Services and Tools
Encode API Examples
These examples are taken from the actual repo usage patterns in demo/htjson and the public
encode headers. They show the intended way to use Base64 helpers, DBind-backed JSON, and the URL parser.
Relevant Source Files
1. Startup Choice Depends On The Types You Serialize
For pure Base64, JSON, and URL parsing, encode_start() / encode_finish() is the right lifecycle pair.
The htjson demo starts draw2d instead because it also serializes an Image, and that type's
DBind registration lives in the graphics stack.
encode_start();
/* Base64 / JSON / URL work here */
encode_finish();
2. Base64 Encode And Decode
The repo exposes both raw-size helpers and high-level convenience wrappers. In normal application code, the wrapper forms are simpler.
String *b64 = b64_encode_from_cstr("hello");
Buffer *raw = b64_decode_from_str(b64);
/* use buffer_data(raw) / buffer_size(raw) */
buffer_destroy(&raw);
str_destroy(&b64);
There are equivalent wrappers for files, streams, raw byte arrays, and NAppGUI String values.

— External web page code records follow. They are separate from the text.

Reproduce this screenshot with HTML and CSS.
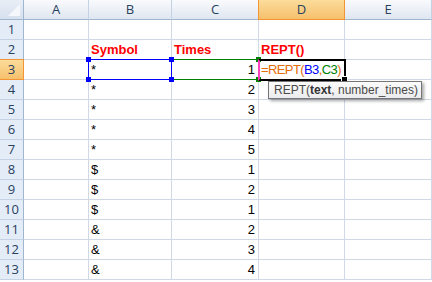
FILE: index.html
```html
<!DOCTYPE html>
<html>

<head>
    <title>REPT example</title>
    <link rel="stylesheet" href="styles.css">
</head>

<body>
    <div class="sheet">
        <div class="grid">
            <div class="hd corner"><span class="tri"></span></div>
            <div class="hd col">A</div>
            <div class="hd col">B</div>
            <div class="hd col">C</div>
            <div class="hd col active">D</div>
            <div class="hd col">E</div>

            <div class="hd row">1</div>
            <div class="c"></div><div class="c"></div><div class="c"></div><div class="c"></div><div class="c"></div>

            <div class="hd row">2</div>
            <div class="c"></div>
            <div class="c title">Symbol</div>
            <div class="c title">Times</div>
            <div class="c title">REPT<span class="paren">()</span></div>
            <div class="c"></div>

            <div class="hd row active">3</div>
            <div class="c"></div>
            <div class="c">*</div>
            <div class="c num">1</div>
            <div class="c formula"><span class="o">=REPT(</span><span class="b">B3</span><span class="o">,</span><span class="g">C3</span><span class="o">)</span></div>
            <div class="c"></div>

            <div class="hd row">4</div>
            <div class="c"></div><div class="c">*</div><div class="c num">2</div><div class="c"></div><div class="c"></div>
            <div class="hd row">5</div>
            <div class="c"></div><div class="c">*</div><div class="c num">3</div><div class="c"></div><div class="c"></div>
            <div class="hd row">6</div>
            <div class="c"></div><div class="c">*</div><div class="c num">4</div><div class="c"></div><div class="c"></div>
            <div class="hd row">7</div>
            <div class="c"></div><div class="c">*</div><div class="c num">5</div><div class="c"></div><div class="c"></div>
            <div class="hd row">8</div>
            <div class="c"></div><div class="c">$</div><div class="c num">1</div><div class="c"></div><div class="c"></div>
            <div class="hd row">9</div>
            <div class="c"></div><div class="c">$</div><div class="c num">2</div><div class="c"></div><div class="c"></div>
            <div class="hd row">10</div>
            <div class="c"></div><div class="c">$</div><div class="c num">1</div><div class="c"></div><div class="c"></div>
            <div class="hd row">11</div>
            <div class="c"></div><div class="c">&amp;</div><div class="c num">2</div><div class="c"></div><div class="c"></div>
            <div class="hd row">12</div>
            <div class="c"></div><div class="c">&amp;</div><div class="c num">3</div><div class="c"></div><div class="c"></div>
            <div class="hd row">13</div>
            <div class="c"></div><div class="c">&amp;</div><div class="c num">4</div><div class="c"></div><div class="c"></div>
        </div>

        <!-- range highlights and edit cell -->
        <div class="range blue">
            <span class="h tl"></span><span class="h bl"></span><span class="h tr"></span><span class="h br"></span>
        </div>
        <div class="range green">
            <span class="h tr"></span><span class="h br"></span>
        </div>
        <div class="edit"><span class="fill"></span></div>
        <div class="tip">REPT(<b>text</b>, number_times)</div>
    </div>
</body>

</html>
```

FILE: styles.css
```css
body {
    margin: 0;
    background: #fff;
    font-family: "Liberation Sans", Arial, sans-serif;
    font-size: 13px;
}

.sheet {
    position: relative;
    width: 432px;
    height: 282px;
    overflow: hidden;
}

.grid {
    display: grid;
    grid-template-columns: 24px 65px 83px 87px 86px 1fr;
    grid-template-rows: 20px repeat(13, 20px);
}

.c {
    border-right: 1px solid #d0d7e5;
    border-bottom: 1px solid #d0d7e5;
    padding: 0 3px 0 2px;
    line-height: 20px;
    color: #000;
    white-space: nowrap;
}

.num {
    text-align: right;
}

.title {
    color: #ff0000;
    font-weight: bold;
}

.paren {
    color: #ff0000;
}

.hd {
    color: #27415f;
    font-family: "Open Sans", sans-serif;
    font-size: 13px;
    line-height: 19px;
    text-align: center;
}

.hd.col {
    border-right: 1px solid #c5d2e3;
    border-bottom: 1px solid #9eb6ce;
    background: linear-gradient(#f9fafd, #dfe6f0);
}

.hd.row {
    border-right: 1px solid #9eb6ce;
    border-bottom: 1px solid #c5d2e3;
    background: #e4ecf7;
}

.hd.col.active {
    background: linear-gradient(#fbdc9b, #f6c06c);
    border-bottom-color: #f29536;
    border-left: 1px solid #f29536;
    border-right: 1px solid #f29536;
    margin-left: -1px;
}

.hd.row.active {
    background: linear-gradient(#fbdc9b, #f6c06c);
    border-bottom-color: #f29536;
    border-top: 1px solid #f29536;
    margin-top: -1px;
    border-right-color: #f29536;
}

.corner {
    position: relative;
    border-right: 1px solid #9eb6ce;
    border-bottom: 1px solid #9eb6ce;
    background: linear-gradient(#e9eef6, #d6e0ee);
}

.corner .tri {
    position: absolute;
    right: 3px;
    bottom: 3px;
    width: 0;
    height: 0;
    border-left: 12px solid transparent;
    border-bottom: 12px solid #f4f7fb;
}

.formula {
    padding-left: 2px;
    letter-spacing: -0.6px;
}

.o { color: #e46c0a; }
.b { color: #0000ff; }
.g { color: #008000; }

.range {
    position: absolute;
    top: 59px;
    height: 21px;
    box-sizing: border-box;
}

.range.blue {
    left: 88px;
    width: 84px;
    border: 1px solid #0000ff;
}

.range.green {
    left: 171px;
    width: 88px;
    border: 1px solid #008000;
    border-left: none;
}

.range .h {
    position: absolute;
    width: 5px;
    height: 5px;
    background: #0000ff;
}

.range.green .h {
    background: #008000;
}

.h.tl { left: -3px; top: -3px; }
.h.bl { left: -3px; bottom: -3px; }
.h.tr { right: -3px; top: -3px; }
.h.br { right: -3px; bottom: -3px; }

.range.blue .h.tr,
.range.blue .h.br {
    z-index: 2;
}

.edit {
    position: absolute;
    left: 258px;
    top: 59px;
    width: 88px;
    height: 22px;
    box-sizing: border-box;
    border: 2px solid #000;
    border-left: 2px solid #ff40c0;
}

.edit .fill {
    position: absolute;
    right: -4px;
    bottom: -4px;
    width: 5px;
    height: 5px;
    background: #000;
    border: 1px solid #fff;
}

.tip {
    position: absolute;
    left: 268px;
    top: 81px;
    width: 154px;
    height: 18px;
    box-sizing: border-box;
    background: linear-gradient(#fbfbfb, #ececee);
    border: 1px solid #767676;
    box-shadow: 2px 2px 3px rgba(0, 0, 0, 0.35);
    color: #4a4a4a;
    font-size: 12px;
    line-height: 16px;
    padding-left: 5px;
    white-space: nowrap;
}

.tip b {
    color: #333;
}
```
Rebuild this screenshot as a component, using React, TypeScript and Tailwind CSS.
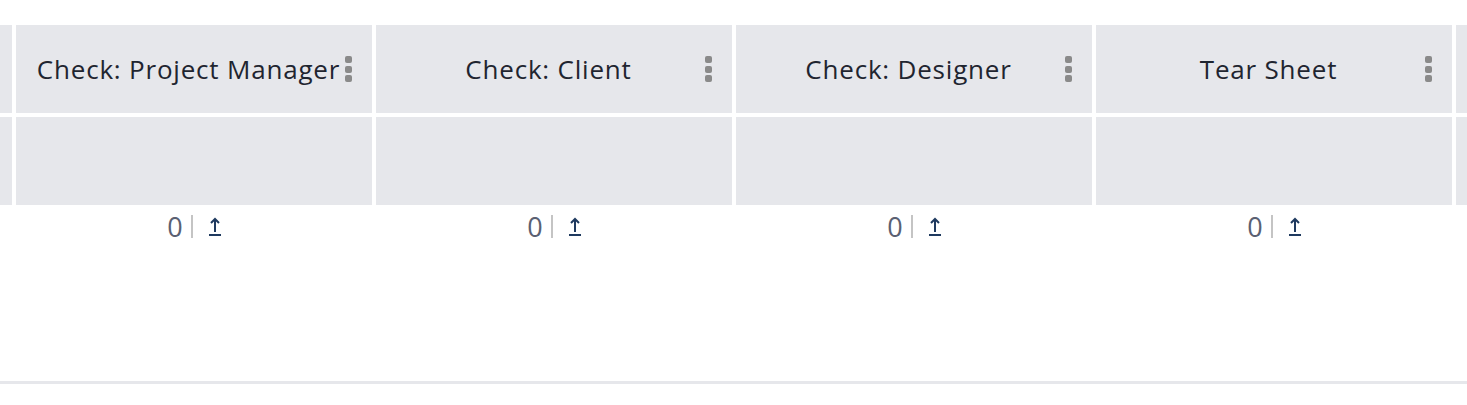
import React from 'react'

const columns = ['Check: Project Manager', 'Check: Client', 'Check: Designer', 'Tear Sheet']

function Kebab() {
    return (
        <div className="flex flex-col gap-[2.5px] shrink-0">
            <span className="block w-[7px] h-[7px] rounded-[2px] bg-[#8a8a8a]" />
            <span className="block w-[7px] h-[7px] rounded-[2px] bg-[#8a8a8a]" />
            <span className="block w-[7px] h-[7px] rounded-[2px] bg-[#8a8a8a]" />
        </div>
    )
}

function UploadArrow() {
    return (
        <svg width="12" height="21" viewBox="0 0 12 21" fill="none">
            <path d="M6 16V3" stroke="#1f3a5f" strokeWidth="2" />
            <path d="M2 7L6 3L10 7" stroke="#1f3a5f" strokeWidth="2" />
            <rect x="0" y="18" width="12" height="2" fill="#1f3a5f" />
        </svg>
    )
}

function Column({ title }: { title: string }) {
    return (
        <div className="w-[356px] shrink-0 flex flex-col gap-1">
            <div className="h-[88px] bg-[#e6e7eb] flex items-center pl-5 pr-5 gap-1">
                <div className="flex-1 text-center whitespace-nowrap text-[26px] tracking-[0.8px] leading-none text-[#1f2530]">{title}</div>
                <Kebab />
            </div>
            <div className="h-[88px] bg-[#e6e7eb]" />
            <div className="h-[34px] flex items-center justify-center">
                <span className="text-[27px] leading-none text-[#5a6072]">0</span>
                <span className="block w-[2px] h-[23px] bg-[#c4c4c4] ml-[8px] mr-[16px]" />
                <UploadArrow />
            </div>
        </div>
    )
}

export default function App() {
    return (
        <div className="w-[1467px] h-[405px] bg-white overflow-hidden flex flex-col" style={{ fontFamily: '"Open Sans", sans-serif' }}>
            <div className="flex gap-1 pt-[25px]">
                <div className="w-[12px] shrink-0 flex flex-col gap-1">
                    <div className="h-[88px] bg-[#e6e7eb]" />
                    <div className="h-[88px] bg-[#e6e7eb]" />
                </div>
                {columns.map((c) => (
                    <Column key={c} title={c} />
                ))}
                <div className="w-[11px] shrink-0 flex flex-col gap-1">
                    <div className="h-[88px] bg-[#e6e7eb]" />
                    <div className="h-[88px] bg-[#e6e7eb]" />
                </div>
            </div>
            <div className="mt-auto mb-[21px] h-[3px] bg-[#e6e7eb]" />
        </div>
    )
}
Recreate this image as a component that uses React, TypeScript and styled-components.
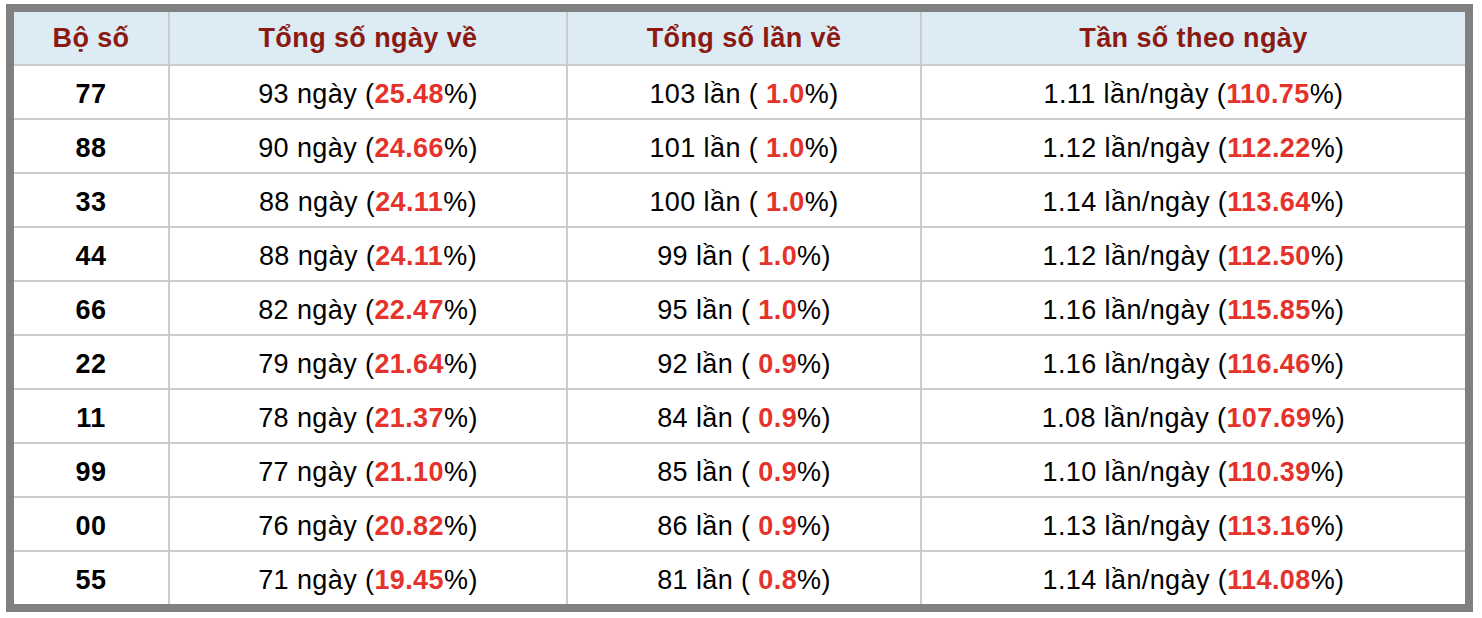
import React from "react";
import styled, { createGlobalStyle } from "styled-components";

const GlobalStyle = createGlobalStyle`
  html, body {
    margin: 0;
    padding: 0;
    background: #ffffff;
  }
  body {
    font-family: "Liberation Sans", Arial, Helvetica, sans-serif;
  }
`;

const Page = styled.div`
  padding: 4px 9px 6px 6px;
`;

const Grid = styled.div`
  display: grid;
  grid-template-columns: 154px 396px 352px 1fr;
  grid-auto-rows: 52px;
  gap: 2px;
  background-color: #cccccc;
  border: 8px solid #808080;
`;

const HeadCell = styled.div`
  display: flex;
  align-items: center;
  justify-content: center;
  background-color: #dcebf4;
  color: #8b1a12;
  font-size: 27px;
  letter-spacing: 0.4px;
  font-weight: bold;
`;

const Cell = styled.div<{ $bold?: boolean }>`
  display: flex;
  align-items: center;
  justify-content: center;
  padding-top: 5px;
  background-color: #ffffff;
  color: #000000;
  font-size: 27px;
  letter-spacing: 0.4px;
  font-weight: ${(p) => (p.$bold ? "bold" : "normal")};
  white-space: pre;
`;

const Red = styled.span`
  color: #e5322a;
  font-weight: bold;
`;

type Row = {
  pair: string;
  days: number;
  dayPct: string;
  times: number;
  timesPct: string;
  rate: string;
  ratePct: string;
};

const rows: Row[] = [
  { pair: "77", days: 93, dayPct: "25.48", times: 103, timesPct: "1.0", rate: "1.11", ratePct: "110.75" },
  { pair: "88", days: 90, dayPct: "24.66", times: 101, timesPct: "1.0", rate: "1.12", ratePct: "112.22" },
  { pair: "33", days: 88, dayPct: "24.11", times: 100, timesPct: "1.0", rate: "1.14", ratePct: "113.64" },
  { pair: "44", days: 88, dayPct: "24.11", times: 99, timesPct: "1.0", rate: "1.12", ratePct: "112.50" },
  { pair: "66", days: 82, dayPct: "22.47", times: 95, timesPct: "1.0", rate: "1.16", ratePct: "115.85" },
  { pair: "22", days: 79, dayPct: "21.64", times: 92, timesPct: "0.9", rate: "1.16", ratePct: "116.46" },
  { pair: "11", days: 78, dayPct: "21.37", times: 84, timesPct: "0.9", rate: "1.08", ratePct: "107.69" },
  { pair: "99", days: 77, dayPct: "21.10", times: 85, timesPct: "0.9", rate: "1.10", ratePct: "110.39" },
  { pair: "00", days: 76, dayPct: "20.82", times: 86, timesPct: "0.9", rate: "1.13", ratePct: "113.16" },
  { pair: "55", days: 71, dayPct: "19.45", times: 81, timesPct: "0.8", rate: "1.14", ratePct: "114.08" },
];

export default function App() {
  return (
    <Page>
      <GlobalStyle />
      <Grid>
        <HeadCell>Bộ số</HeadCell>
        <HeadCell>Tổng số ngày về</HeadCell>
        <HeadCell>Tổng số lần về</HeadCell>
        <HeadCell>Tần số theo ngày</HeadCell>
        {rows.map((r) => (
          <React.Fragment key={r.pair}>
            <Cell $bold>{r.pair}</Cell>
            <Cell>
              {r.days} ngày (<Red>{r.dayPct}</Red>%)
            </Cell>
            <Cell>
              {r.times} lần ( <Red>{r.timesPct}</Red>%)
            </Cell>
            <Cell>
              {r.rate} lần/ngày (<Red>{r.ratePct}</Red>%)
            </Cell>
          </React.Fragment>
        ))}
      </Grid>
    </Page>
  );
}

3. JSON Read And Write For Primitive Types
json_read(...) allocates the target value and returns a typed pointer. That is why even scalar values in
demo/htjson are read as bool_t *, uint16_t *, and so on, then released with json_destroy(...).
Stream *stm = stm_from_block((const byte_t *)"true", 4);
bool_t *value = json_read(stm, NULL, bool_t);
/* *value == TRUE */
json_destroy(&value, bool_t);
stm_close(&stm);
4. DBind-Registered Structs
Structured JSON only works after the type has been described through DBind. That registration step is not optional; it is the schema the JSON layer uses at runtime.
typedef struct _product_t Product;
typedef struct _products_t Products;
struct _product_t {
String *description;
real32_t price;
};
struct _products_t {
uint32_t size;
ArrSt(Product) *data;
};
DeclSt(Product);
dbind(Product, String *, description);
dbind(Product, real32_t, price);
dbind(Products, uint32_t, size);
dbind(Products, ArrSt(Product) *, data);
Products *products = json_read(stm, NULL, Products);
json_destroy(&products, Products);
The same DBind metadata also drives json_write(...), so reading and writing stay symmetric.
5. Binary And Image Values Travel As Base64 Strings
The JSON implementation treats binary DBind values as Base64 strings. The htjson demo uses that path to round-trip an
Image resource through JSON after starting draw2d.
ResPack *pack = res_htjson_respack("");
const byte_t *data = respack_file(pack, JSON_B64_IMAGE_TXT, &size);
Stream *stm = stm_from_block(data, size);
Image *image = json_read(stm, NULL, Image);
json_destroy(&image, Image);
stm_close(&stm);
respack_destroy(&pack);
6. Writing Directly To A String
If the caller wants the serialized payload as a NAppGUI string instead of a stream, use json_write_str(...).
String *json = json_write_str(products, NULL, Products);
/* use tc(json) */
str_destroy(&json);
7. URL Parsing And Resource Extraction
url_parse(...) is a structural splitter. It is most useful when you need the host/port plus the request resource
path exactly the way inet expects it.
Url *url = url_parse("https://user:pass@example.com:8443/api/items?q=cpu#top");
String *resource = url_resource(url);
/* url_host(url) -> "example.com" */
/* url_port(url) -> 8443 */
/* tc(resource) -> "/api/items?q=cpu#top" */
str_destroy(&resource);
url_destroy(&url);
Practical Notes
- Unknown JSON object members: they are skipped, not treated as fatal schema errors.
- Error logging: pass a
JsonOptswith alogarray to collect parser messages with row and column data. - Null handling: strings, containers, binary values, and struct-pointer members can be cleared by JSON
nullif DBind allows it. - Enums: JSON writes enum aliases, not raw integer ordinals.